Une Déclaration de Politique générale prête, il faut la présenter et au bon endroit. Le président Diomaye l’a adroitement rappelé au Premier ministre Ousmane Sonko au cours du conseil des ministres du 18 juillet. Simple logique de simplets ? Plutôt simple rappel à l’ordre de l’élégance républicaine à un populiste ne sachant jamais jusqu’où cesser d’amuser la galerie. Et lorsque, le lendemain, le président de la République remet ça, il faut s’y arrêter.
Recevant en effet le comité d’observation des lieux privatifs de liberté, le chef de l’État s’est voulu clair en invitant le Premier ministre et le ministre de la Justice, “sous mon autorité”, etc. Le Diomaye nouveau est arrivé cherchant plus la patrie que le parti, malgré ou justement à cause des critiques, en particulier sur les nominations, surtout à partir du 18 juillet. Mais, comme le disait déjà le président Macky Sall, on nomme souvent sans en connaître, ce qui n’absout pas pour autant le seul signataire du décret unique responsable constitutionnel en dernière analyse ; ramener les enquêtes de moralité serait un premier pas vers la rupture, avec ou sans appel à candidature.

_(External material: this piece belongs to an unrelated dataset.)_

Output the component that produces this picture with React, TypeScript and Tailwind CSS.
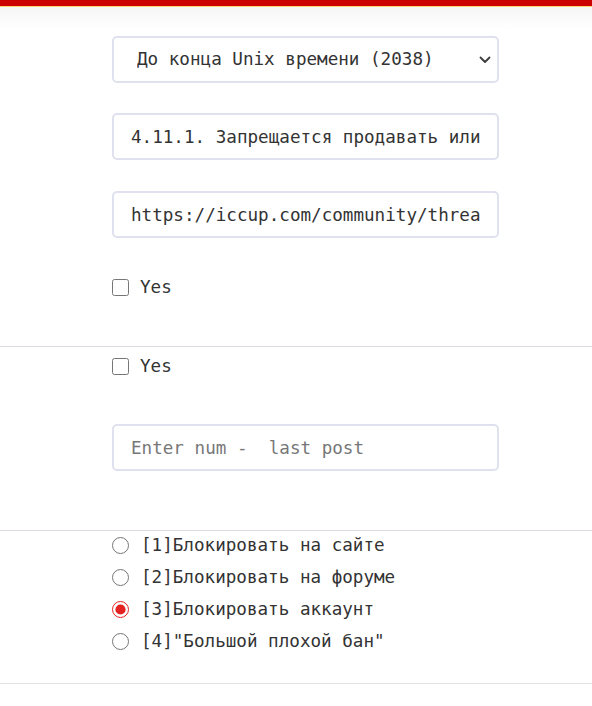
import React from 'react';

const mono = { fontFamily: '"DejaVu Sans Mono", "Liberation Mono", monospace' };

const field =
    'w-full h-[47px] px-[17px] rounded-[5px] border-2 border-[#dfe1ee] bg-white text-[17.6px] text-[#333] outline-none placeholder:text-[#777]';

export default function App() {
    const radios = [
        '[1]Блокировать на сайте',
        '[2]Блокировать на форуме',
        '[3]Блокировать аккаунт',
        '[4]"Большой плохой бан"',
    ];

    return (
        <div className="min-h-[706px] w-[592px] bg-white text-[#333] text-[17.6px]" style={mono}>
            <div className="h-[6px] bg-[#cc0000]" />
            <div className="h-px bg-[#ffd27a]" />
            <div className="h-[22px] bg-gradient-to-b from-[#f5f5f5] to-white" />

            <div className="ml-[112px] w-[387px] pt-[7px]">
                <div className="relative">
                    <select className={`${field} appearance-none pl-[23px]`} defaultValue="2038">
                        <option value="2038">До конца Unix времени (2038)</option>
                    </select>
                    <svg
                        className="absolute right-[7px] top-[19px] pointer-events-none"
                        width="14"
                        height="10"
                        viewBox="0 0 14 10"
                        fill="none"
                        stroke="#3c3c3c"
                        strokeWidth="1.8"
                        strokeLinecap="round"
                        strokeLinejoin="round"
                    >
                        <path d="M2.5 2.5 L7 7 L11.5 2.5" />
                    </svg>
                </div>
                <input
                    className={`${field} mt-[30px]`}
                    defaultValue="4.11.1. Запрещается продавать или передавать аккаунт"
                />
                <input
                    className={`${field} mt-[31px]`}
                    defaultValue="https://iccup.com/community/thread/123456.html"
                />
                <label className="mt-[40px] flex items-center gap-[11px] h-[18px]">
                    <input type="checkbox" className="w-[17px] h-[17px] m-0" />
                    <span>Yes</span>
                </label>
            </div>

            <div className="mt-[50px] border-t border-[#d9dde3]" />

            <div className="ml-[112px] w-[387px] pt-[10px]">
                <label className="flex items-center gap-[11px] h-[18px]">
                    <input type="checkbox" className="w-[17px] h-[17px] m-0" />
                    <span>Yes</span>
                </label>
                <input className={`${field} mt-[49px]`} placeholder="Enter num -  last post" />
            </div>

            <div className="mt-[59px] border-t border-[#d9dde3]" />

            <div className="ml-[112px] w-[387px] pt-[5px] flex flex-col gap-[14px]">
                {radios.map((r, i) => (
                    <label key={r} className="flex items-center gap-[12px] h-[18px]">
                        <input
                            type="radio"
                            name="ban"
                            defaultChecked={i === 2}
                            className="w-[17px] h-[17px] m-0 accent-[#e52222]"
                        />
                        <span>{r}</span>
                    </label>
                ))}
            </div>

            <div className="mt-[33px] border-t border-[#e2e2e2]" />
        </div>
    );
}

Lui qui trouvait que le Premier ministre Ousmane Sonko n’était pas assez armé au point de mettre le gouvernement sous son autorité, dans les décrets tant commentés de répartition des services de l’État, rappelle soudain qu’il est seul détenteur de l’autorité qu’il peut déléguer mais sans se dépouiller lui-même.
Cette pédagogie s’était déjà vérifiée une semaine plus tôt par un discours dithyrambique envers le “meilleur Premier ministre de l’histoire du Sénégal”, une façon subtile de l’inviter à plus de rigueur et à moins de cinéma après une prestation hasardeuse au Grand théâtre et la menace d’une opération devant un grand jury pour une déclaration populaire.
Qu’est ce qui a changé de puis ?
L’autre s’était fait remonter les bretelles en parlant dès l’abord de “l’État pastéfien”. Il se met en effet en place dans l’intolérance et l’indignation générale : l’inégalité des chances dans l’accès aux emplois est une véritable pomme de discorde entre le pouvoir et les populations : elle ne traduit pas seulement un rapport de forces mais en traduit la violence de ce rapport de forces quuant une large majorité est condamnée à la débrouille aùbulante ou rampante. Le président est-il briefé avant ou l’élégance républicaine d’une enquête de moralité passe-t-elle pour pertes et profits devant l’obligation de renvoyer l’ascenseur à toute cette 25ème colonne qui apparaît de plus en plus au grand jour et souvent à la surprise générale ?
Sur le plan national étendu à la Diaspora, il incombe au président de la République plus qu’au gouvernement de maintenir la pacification de l’espace politique déserté par les acteurs mais que le parti de la demande sociale pourrait occuper, comme sous Diouf, sous Wade et sous Macky : le dénuement, premier allié d’un Pastef en lutte, pourrait être son principal adversaire. Surtout si l’intransigeance s’y met : les contre-vérités sur des négociations souterraines aussitôt démenties ne sont pas la voie. Non plus les conseils aveugles d’avocats du diable qui ont couvert le secret sur certaines activités moralement et politiquement répréhensibles durant les années couvertes par une amnistie que l’on évitera soigneusement de rejeter : 1.500 détenus ne sauraient l’être pour simple port de brassard.
Au niveau sous-régional, le chef de l’Etat devra éviter la foi du nouveau converti en rejetant ce qui a fait l’Afrique depuis les pères fondateurs et qui se maintient encore vaille que vaille, malgré les critiques. S’il a pu modérer l’ardeur de son Premier ministre qui se voulait président de Pastef en se rendant dans les Etats kaki associés, les militaires ont démontré qu’ils n’avaient aucun sentiment envers la démocratie, quelque bancale qu’elle soit. L’invite d’un pivot majeur du Pastef à la vérité doit convaincre de la nécessité de regarder les Sénégalais les yeux dans les yeux et non pas en baissant le regard ou en les regardant de travers : la politique du zéro est un leurre. Disons la vérité aux Sénégalais ; nous la leur devons après les longs sacrifices de ces trois dernières années. Ils sont doués de raison et de bon sens et sauront encore attendre.